(Task instructions) Which lines hold the word "React"? Copy each of them from the material.

(Source excerpt)
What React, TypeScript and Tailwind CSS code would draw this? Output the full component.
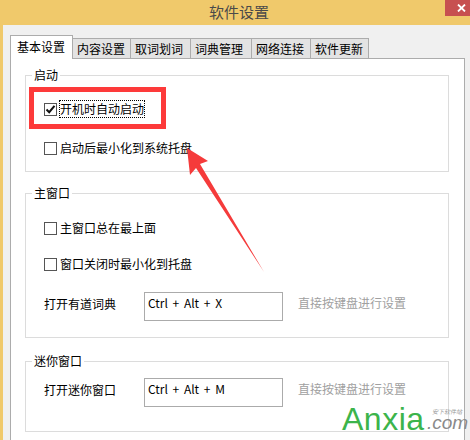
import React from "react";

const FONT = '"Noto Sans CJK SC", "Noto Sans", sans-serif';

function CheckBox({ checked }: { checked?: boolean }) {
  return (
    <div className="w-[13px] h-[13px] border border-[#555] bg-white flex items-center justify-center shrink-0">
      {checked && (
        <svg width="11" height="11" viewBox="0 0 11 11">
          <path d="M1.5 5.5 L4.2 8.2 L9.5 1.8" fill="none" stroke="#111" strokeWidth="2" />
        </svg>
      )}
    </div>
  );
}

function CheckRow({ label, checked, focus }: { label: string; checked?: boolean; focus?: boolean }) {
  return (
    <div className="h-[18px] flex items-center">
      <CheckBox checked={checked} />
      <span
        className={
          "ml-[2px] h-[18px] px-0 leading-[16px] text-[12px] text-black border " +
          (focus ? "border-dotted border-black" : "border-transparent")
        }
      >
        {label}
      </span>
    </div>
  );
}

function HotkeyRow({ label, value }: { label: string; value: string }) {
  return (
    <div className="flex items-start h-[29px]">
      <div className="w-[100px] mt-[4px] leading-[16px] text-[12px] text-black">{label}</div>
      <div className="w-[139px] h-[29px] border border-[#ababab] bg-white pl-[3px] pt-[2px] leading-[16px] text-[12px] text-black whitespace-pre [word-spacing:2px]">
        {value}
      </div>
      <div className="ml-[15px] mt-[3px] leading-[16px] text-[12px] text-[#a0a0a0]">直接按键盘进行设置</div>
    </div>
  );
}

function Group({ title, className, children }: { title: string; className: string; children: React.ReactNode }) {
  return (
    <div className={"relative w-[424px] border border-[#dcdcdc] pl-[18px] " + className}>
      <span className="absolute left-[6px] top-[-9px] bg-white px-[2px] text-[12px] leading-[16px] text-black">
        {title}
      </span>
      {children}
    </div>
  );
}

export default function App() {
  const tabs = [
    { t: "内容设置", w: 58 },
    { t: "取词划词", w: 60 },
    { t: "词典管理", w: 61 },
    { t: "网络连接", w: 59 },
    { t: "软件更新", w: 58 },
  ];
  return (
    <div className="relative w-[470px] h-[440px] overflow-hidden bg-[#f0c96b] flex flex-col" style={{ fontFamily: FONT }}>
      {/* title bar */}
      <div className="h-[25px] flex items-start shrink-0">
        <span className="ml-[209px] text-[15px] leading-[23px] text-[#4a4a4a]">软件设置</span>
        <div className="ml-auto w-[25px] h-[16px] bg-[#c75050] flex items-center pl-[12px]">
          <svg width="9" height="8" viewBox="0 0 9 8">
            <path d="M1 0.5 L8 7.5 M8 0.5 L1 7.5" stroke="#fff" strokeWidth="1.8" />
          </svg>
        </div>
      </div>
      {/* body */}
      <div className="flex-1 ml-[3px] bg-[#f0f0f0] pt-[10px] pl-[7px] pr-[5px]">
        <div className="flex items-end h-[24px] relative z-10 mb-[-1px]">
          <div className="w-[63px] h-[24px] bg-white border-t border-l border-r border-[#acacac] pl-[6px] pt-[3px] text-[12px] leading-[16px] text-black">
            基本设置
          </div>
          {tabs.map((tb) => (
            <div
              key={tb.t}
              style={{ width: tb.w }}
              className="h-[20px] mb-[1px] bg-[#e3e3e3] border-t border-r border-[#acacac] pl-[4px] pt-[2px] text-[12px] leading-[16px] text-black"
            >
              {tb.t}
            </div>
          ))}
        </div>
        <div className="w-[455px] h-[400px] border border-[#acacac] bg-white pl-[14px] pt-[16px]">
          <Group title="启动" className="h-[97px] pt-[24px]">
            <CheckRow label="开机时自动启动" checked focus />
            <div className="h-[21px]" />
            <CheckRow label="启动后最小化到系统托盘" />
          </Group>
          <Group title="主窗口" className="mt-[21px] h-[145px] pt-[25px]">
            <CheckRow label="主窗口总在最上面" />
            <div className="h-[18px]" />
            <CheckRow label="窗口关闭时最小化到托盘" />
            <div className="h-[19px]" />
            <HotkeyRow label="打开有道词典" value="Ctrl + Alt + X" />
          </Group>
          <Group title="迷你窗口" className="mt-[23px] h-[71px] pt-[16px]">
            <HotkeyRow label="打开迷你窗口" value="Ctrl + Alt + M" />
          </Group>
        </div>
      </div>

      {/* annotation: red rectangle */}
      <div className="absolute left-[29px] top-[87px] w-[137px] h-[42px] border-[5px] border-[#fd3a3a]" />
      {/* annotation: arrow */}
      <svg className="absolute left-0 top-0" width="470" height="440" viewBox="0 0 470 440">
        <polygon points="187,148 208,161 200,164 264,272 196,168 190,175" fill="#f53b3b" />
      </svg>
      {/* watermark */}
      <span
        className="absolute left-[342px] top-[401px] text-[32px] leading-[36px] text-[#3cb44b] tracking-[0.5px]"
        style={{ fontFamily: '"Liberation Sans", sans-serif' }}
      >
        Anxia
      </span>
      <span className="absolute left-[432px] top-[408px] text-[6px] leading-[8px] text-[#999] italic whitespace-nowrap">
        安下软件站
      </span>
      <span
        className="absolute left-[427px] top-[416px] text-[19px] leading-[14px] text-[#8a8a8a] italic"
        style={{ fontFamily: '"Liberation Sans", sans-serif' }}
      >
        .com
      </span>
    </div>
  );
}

(Result for this task)
What React, TypeScript and Tailwind CSS code would draw this? Output the full component.
import React from "react";
function Group({ title, className, children }: { title: string; className: string; children: React.ReactNode }) {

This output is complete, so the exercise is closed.